It should not be a big surprise, but many Americans feel more strongly about so called 'property rights', and blindly oppose all government projects, even those like this, which deprive few if any of their house or office,
even as they are generally being divested of their central one, their homes in many cases, en masse, by even bigger 'property rights' (oligopolistic creditors' rights) right now, than one would otherwise suppose.
It's a constitutional thing.
Also, an indoctrination thing. Americans are rabid about abstract things like property rights because of propaganda designed to limit the effectiveness of government to govern.

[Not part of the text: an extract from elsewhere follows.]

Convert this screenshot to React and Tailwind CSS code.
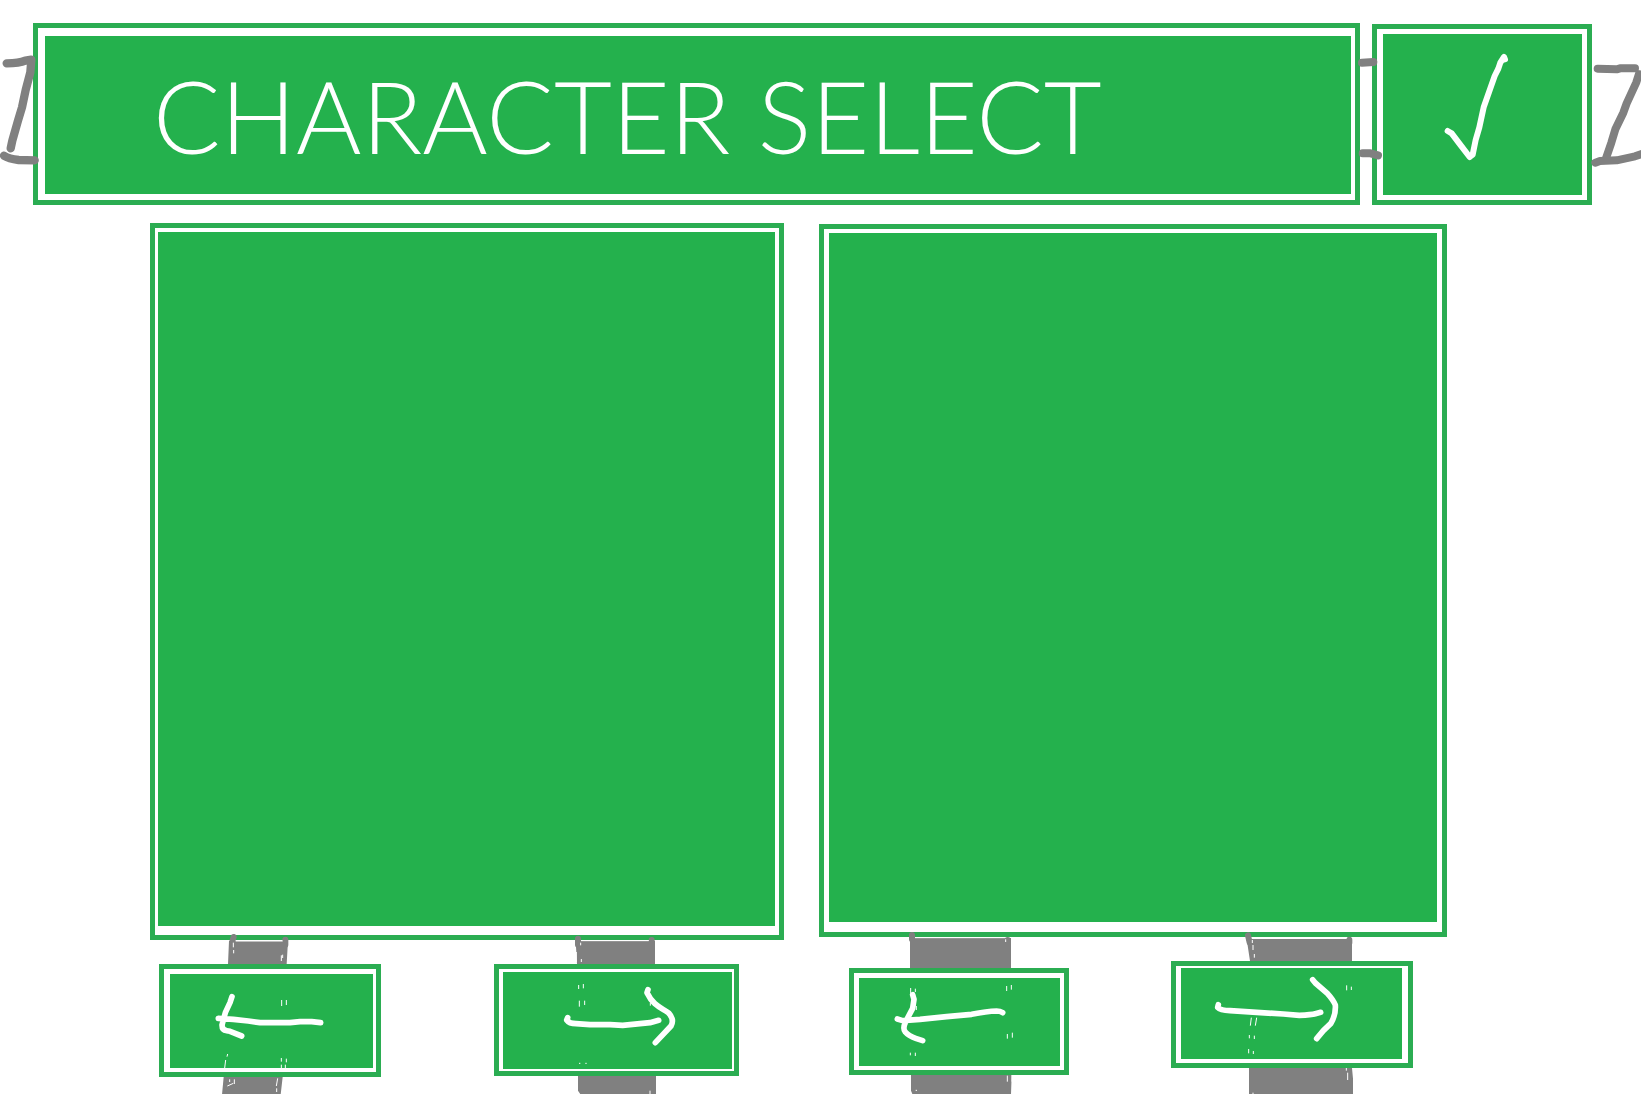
const GRAY = '#808080';

/* Double-outlined green plate: coloured border, white gap, filled centre. */
function Plate({ as: Tag = 'div', className = '', fill = '', children, ...rest }) {
  return (
    <Tag className={`flex border-[5px] border-[#2bad52] bg-white ${className}`} {...rest}>
      <span className={`flex flex-1 items-center bg-[#24b14d] ${fill}`}>{children}</span>
    </Tag>
  );
}

function Sketch({ viewBox, className = '', children }) {
  return (
    <svg
      aria-hidden="true"
      viewBox={viewBox}
      className={`pointer-events-none overflow-visible ${className}`}
      fill="none"
      strokeLinecap="round"
      strokeLinejoin="round"
    >
      {children}
    </svg>
  );
}

/* Arrow button standing in front of a gray post. */
function ArrowControl({ label, width, top, plate, viewBox, posts, arrow, specks, overlaps }) {
  return (
    <div className={`relative shrink-0 ${width} ${top}`}>
      <Plate as="button" type="button" aria-label={label} className={`w-full cursor-pointer ${plate}`} />
      <Sketch viewBox={viewBox} className="absolute inset-x-0 top-0 w-full">
        <path d={posts} fill={GRAY} />
        <path d={overlaps} stroke={GRAY} strokeWidth="18" />
        <path d={specks} stroke="#fff" strokeWidth="3" strokeLinecap="butt" />
        <path d={arrow} stroke="#fff" strokeWidth="17" />
      </Sketch>
    </div>
  );
}

export default function App() {
  return (
    <main className="flex min-h-screen flex-col overflow-hidden bg-white">
      <header className="flex items-start pt-[23px]">
        <Sketch viewBox="0 69 99 546" className="relative z-10 h-[182px] w-[33px] shrink-0">
          <path d="M20 190 C45 190 60 189 76 182 L94 179 M94 180 L91 217 L77 270 L66 322 L54 362 L37 422 L32 445" stroke={GRAY} strokeWidth="25" />
          <path d="M12 467 Q26 476 56 480 L104 481" stroke={GRAY} strokeWidth="25" />
        </Sketch>

        <Plate className="h-[182px] min-w-0 flex-1 pb-[6px] pl-[7px] pr-1 pt-2" fill="pl-[108px]">
          <h1 className="whitespace-nowrap font-['Lato',sans-serif] text-[100px] font-light leading-none text-white">
            CHARACTER SELECT
          </h1>
        </Plate>

        <Sketch viewBox="120 69 36 546" className="relative z-10 h-[182px] w-3 shrink-0">
          <path d="M126 188 L160 186 M128 460 L152 460 L174 466" stroke={GRAY} strokeWidth="24" />
        </Sketch>

        <Plate
          as="button"
          type="button"
          aria-label="Confirm"
          className="mt-px h-[181px] w-[220px] shrink-0 cursor-pointer py-[5px] pl-[6px] pr-[5px]"
        >
          <Sketch viewBox="189 102 597 483" className="size-full">
            <path d="M383 393 L395 400 L420 433 L449 471 L458 464 L467 420 L478 382 L491 322 L524 228 L535 206 L541 188 L552 171 L555 178" stroke="#fff" strokeWidth="18" />
          </Sketch>
        </Plate>

        <Sketch viewBox="816 69 147 546" className="h-[182px] w-[49px] shrink-0">
          <path d="M833 206 L890 208 L900 205 L945 205 M957 222 L949 247 L920 310 L910 338 L886 388 L874 428 L857 478" stroke={GRAY} strokeWidth="24" />
          <path d="M826 488 L840 483 L890 481 L945 469 L970 460" stroke={GRAY} strokeWidth="24" />
        </Sketch>
      </header>

      <div className="flex flex-1 gap-[35px] pl-[150px] pr-[194px] pt-[18px]">
        <section aria-label="Character one" className="flex min-w-0 flex-[634] flex-col">
          <Plate className="min-h-40 flex-1 pb-[9px] pl-[3px] pr-1 pt-1" />
          <div className="flex h-[154px] items-start justify-between pl-[9px] pr-[45px]">
            <ArrowControl
              label="Previous first character"
              width="w-[222px]"
              top="pt-6"
              plate="h-[113px] pb-1 pl-[6px] pr-[3px] pt-[5px]"
              viewBox="87 90 666 462"
              posts="M297 93 H474 L470 162 H294 Z M281 501 H458 L452 554 H276 Z"
              overlaps="M311 81 L306 98 M466 89 V104"
              specks="M317 93 H458 M310 98 V112 M311 120 V130 M454 136 V153 M458 134 V144 M455 270 V288 M469 270 V285 M293 432 L291 440 M287 450 L284 474 M454 444 V455 M469 446 V457 M454 464 V476 M466 464 V476 M299 508 V516 M313 508 V522 M292 528 L310 520 M443 505 L439 528 M440 535 V546"
              arrow="M306 260 L300 278 L286 308 L276 345 Q276 361 290 362 L300 364 L335 378 M265 325 L310 328 L355 333 L390 338 H480 L510 335 H545 L572 338"
            />
            <ArrowControl
              label="Next first character"
              width="w-[245px]"
              top="pt-6"
              plate="h-[112px] pb-[2px] pl-1 pr-[2px] pt-[3px]"
              viewBox="72 90 735 462"
              posts="M317 93 H555 V162 H321 Z M324 498 H558 V554 H332 L324 542 Z"
              overlaps="M324 86 V104 M545 90 V103"
              specks="M333 92 H536 M332 98 V106 M319 126 V156 M334 147 V156 M326 225 V237 M340 222 V235 M328 272 V290 M344 272 V285 M541 278 V287 M327 460 H331 M346 460 H350 M540 542 V552"
              arrow="M293 323 L290 330 Q298 341 318 341 L360 344 H420 L458 346 L510 341 L540 338 L566 331 M534 239 L531 248 C550 288 576 294 596 309 Q614 329 603 348 L556 398"
            />
          </div>
        </section>

        <section aria-label="Character two" className="flex min-w-0 flex-[628] flex-col pt-px">
          <Plate className="min-h-40 flex-1 pb-[10px] pl-[5px] pr-[5px] pt-1" />
          <div className="flex h-[157px] items-start justify-between pl-[30px] pr-[34px]">
            <ArrowControl
              label="Previous second character"
              width="w-[220px]"
              top="pt-[31px]"
              plate="h-[107px] pb-1 pl-[5px] pr-1 pt-[5px]"
              viewBox="147 81 660 471"
              posts="M330 84 H633 V174 H330 Z M333 495 H635 L633 554 H338 L333 542 Z"
              overlaps="M336 75 V88 M623 90 V98"
              specks="M345 83 H615 M617 88 V96 M332 234 V250 M346 236 V246 M349 288 V300 M620 228 V243 M634 225 V239 M622 372 V386 M637 368 V383 M331 428 V436 M346 428 V438 M622 497 V515 M636 495 V515 M347 541 H351"
              arrow="M338 254 L342 268 L338 295 L317 335 Q307 356 316 366 Q326 378 347 385 L368 392 M292 327 L308 332 L360 328 L440 320 L515 313 Q560 304 590 303 Q600 303 608 308"
            />
            <ArrowControl
              label="Next second character"
              width="w-[242px]"
              top="pt-6"
              plate="h-[107px] pb-1 pl-[5px] pr-[6px] pt-[2px]"
              viewBox="93 81 726 471"
              posts="M320 87 H636 V153 H330 Z M327 474 H636 L639 506 V554 H327 Z"
              overlaps="M324 76 L329 98 M628 89 V98"
              specks="M336 85 H619 M337 90 V99 M339 105 V120 M343 132 V143 M334 323 L331 347 M350 323 L346 347 M328 375 V385 M343 377 V387 M326 417 V430 M340 423 V432 M620 226 V241 M634 230 V240 M619 474 V482 M623 488 V510 M339 548 V554"
              arrow="M235 284 L233 292 Q241 301 270 302 L350 307 L430 312 L478 316 Q515 314 526 311 L542 307 M518 209 L526 219 L562 250 Q580 270 586 285 Q588 315 572 341 L550 362 L530 386"
            />
          </div>
        </section>
      </div>
    </main>
  );
}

They have been wilder about the property rights issue, in context, that really took off after Kelo, crippling all public projects,
than they are now about the much bigger badder fact that crooked and negligent private banks and Fannie and Freddie pumped up the mortgage market then caused it to pop on millions of home owners (but also a lot of 'property rights' speculators, now with creditor property rights egg on their dirty faces), losing their properties to the big property rights, the creditor banks, the same entities which were bailed out by All Americans just at the same time.
A lot of other aspects of the national commonwealth turn out to be more critical than just isolated 'property rights' home ownership:
having a job to pay a large, long, traditionally expensive, mortgage, over decades has generally been necessary.
Although rates are at historic lows now, surprisingly few 'property rights Americans' have been 'stepping up to the plate' lately, or are likely ever again to do so, as their sources of income are increasingly drained away abroad.